Required task —
Will you output all of the data below exactly, omitting the images?

[BEGIN Provided material]

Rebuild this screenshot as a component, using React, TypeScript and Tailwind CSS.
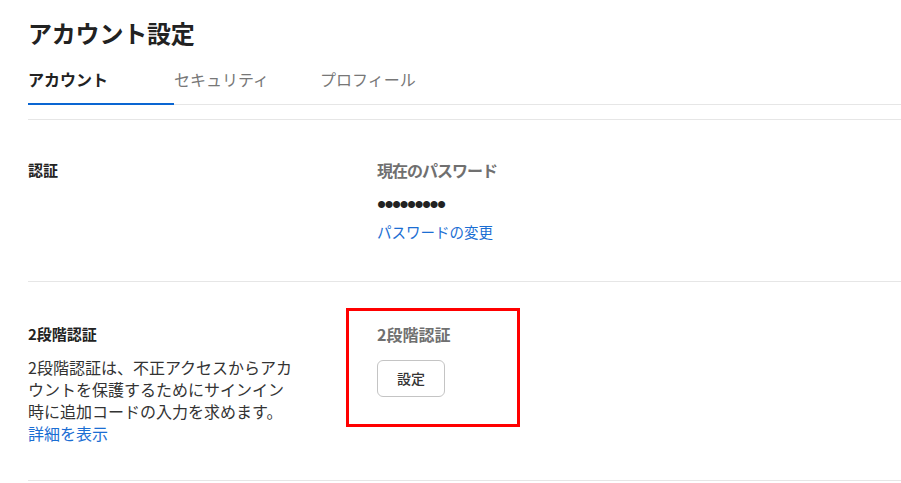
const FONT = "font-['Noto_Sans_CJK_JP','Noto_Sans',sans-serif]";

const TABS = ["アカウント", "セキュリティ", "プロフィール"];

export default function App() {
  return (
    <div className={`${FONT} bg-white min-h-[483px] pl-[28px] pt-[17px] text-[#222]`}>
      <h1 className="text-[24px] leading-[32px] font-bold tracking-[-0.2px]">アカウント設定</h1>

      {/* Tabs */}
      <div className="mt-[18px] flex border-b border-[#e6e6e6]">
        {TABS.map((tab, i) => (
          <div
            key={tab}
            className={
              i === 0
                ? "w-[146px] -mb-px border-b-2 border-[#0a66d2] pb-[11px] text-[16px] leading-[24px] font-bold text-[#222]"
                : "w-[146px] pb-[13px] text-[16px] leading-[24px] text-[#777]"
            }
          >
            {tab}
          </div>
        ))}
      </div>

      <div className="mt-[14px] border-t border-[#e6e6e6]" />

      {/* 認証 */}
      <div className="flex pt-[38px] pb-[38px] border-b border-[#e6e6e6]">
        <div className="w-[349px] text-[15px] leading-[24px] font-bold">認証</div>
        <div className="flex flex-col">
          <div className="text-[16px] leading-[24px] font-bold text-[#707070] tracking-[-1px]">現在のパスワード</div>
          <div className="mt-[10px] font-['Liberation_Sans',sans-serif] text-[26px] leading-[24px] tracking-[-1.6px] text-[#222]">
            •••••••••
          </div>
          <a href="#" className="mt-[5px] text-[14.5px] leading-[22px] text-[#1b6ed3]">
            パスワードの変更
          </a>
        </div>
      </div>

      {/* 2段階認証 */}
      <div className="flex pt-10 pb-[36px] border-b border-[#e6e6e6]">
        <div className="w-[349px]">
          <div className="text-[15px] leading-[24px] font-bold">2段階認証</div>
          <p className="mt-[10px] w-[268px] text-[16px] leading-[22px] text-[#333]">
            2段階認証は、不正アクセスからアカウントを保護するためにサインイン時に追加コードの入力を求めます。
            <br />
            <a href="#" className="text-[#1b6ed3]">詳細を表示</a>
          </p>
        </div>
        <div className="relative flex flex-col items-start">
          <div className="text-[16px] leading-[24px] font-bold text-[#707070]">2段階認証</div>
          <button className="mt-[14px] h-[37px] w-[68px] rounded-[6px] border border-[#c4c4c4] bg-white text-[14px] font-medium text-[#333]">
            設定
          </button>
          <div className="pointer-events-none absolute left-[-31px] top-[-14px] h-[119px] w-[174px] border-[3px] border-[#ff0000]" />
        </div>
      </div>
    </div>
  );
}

[END Provided material]

Exercise solution —
Rebuild this screenshot as a component, using React, TypeScript and Tailwind CSS.
const FONT = "font-['Noto_Sans_CJK_JP','Noto_Sans',sans-serif]";

const TABS = ["アカウント", "セキュリティ", "プロフィール"];

export default function App() {
  return (
    <div className={`${FONT} bg-white min-h-[483px] pl-[28px] pt-[17px] text-[#222]`}>
      <h1 className="text-[24px] leading-[32px] font-bold tracking-[-0.2px]">アカウント設定</h1>

      {/* Tabs */}
      <div className="mt-[18px] flex border-b border-[#e6e6e6]">
        {TABS.map((tab, i) => (
          <div
            key={tab}
            className={
              i === 0
                ? "w-[146px] -mb-px border-b-2 border-[#0a66d2] pb-[11px] text-[16px] leading-[24px] font-bold text-[#222]"
                : "w-[146px] pb-[13px] text-[16px] leading-[24px] text-[#777]"
            }
          >
            {tab}
          </div>
        ))}
      </div>

      <div className="mt-[14px] border-t border-[#e6e6e6]" />

      {/* 認証 */}
      <div className="flex pt-[38px] pb-[38px] border-b border-[#e6e6e6]">
        <div className="w-[349px] text-[15px] leading-[24px] font-bold">認証</div>
        <div className="flex flex-col">
          <div className="text-[16px] leading-[24px] font-bold text-[#707070] tracking-[-1px]">現在のパスワード</div>
          <div className="mt-[10px] font-['Liberation_Sans',sans-serif] text-[26px] leading-[24px] tracking-[-1.6px] text-[#222]">
            •••••••••
          </div>
          <a href="#" className="mt-[5px] text-[14.5px] leading-[22px] text-[#1b6ed3]">
            パスワードの変更
          </a>
        </div>
      </div>

      {/* 2段階認証 */}
      <div className="flex pt-10 pb-[36px] border-b border-[#e6e6e6]">
        <div className="w-[349px]">
          <div className="text-[15px] leading-[24px] font-bold">2段階認証</div>
          <p className="mt-[10px] w-[268px] text-[16px] leading-[22px] text-[#333]">
            2段階認証は、不正アクセスからアカウントを保護するためにサインイン時に追加コードの入力を求めます。
            <br />
            <a href="#" className="text-[#1b6ed3]">詳細を表示</a>
          </p>
        </div>
        <div className="relative flex flex-col items-start">
          <div className="text-[16px] leading-[24px] font-bold text-[#707070]">2段階認証</div>
          <button className="mt-[14px] h-[37px] w-[68px] rounded-[6px] border border-[#c4c4c4] bg-white text-[14px] font-medium text-[#333]">
            設定
          </button>
          <div className="pointer-events-none absolute left-[-31px] top-[-14px] h-[119px] w-[174px] border-[3px] border-[#ff0000]" />
        </div>
      </div>
    </div>
  );
}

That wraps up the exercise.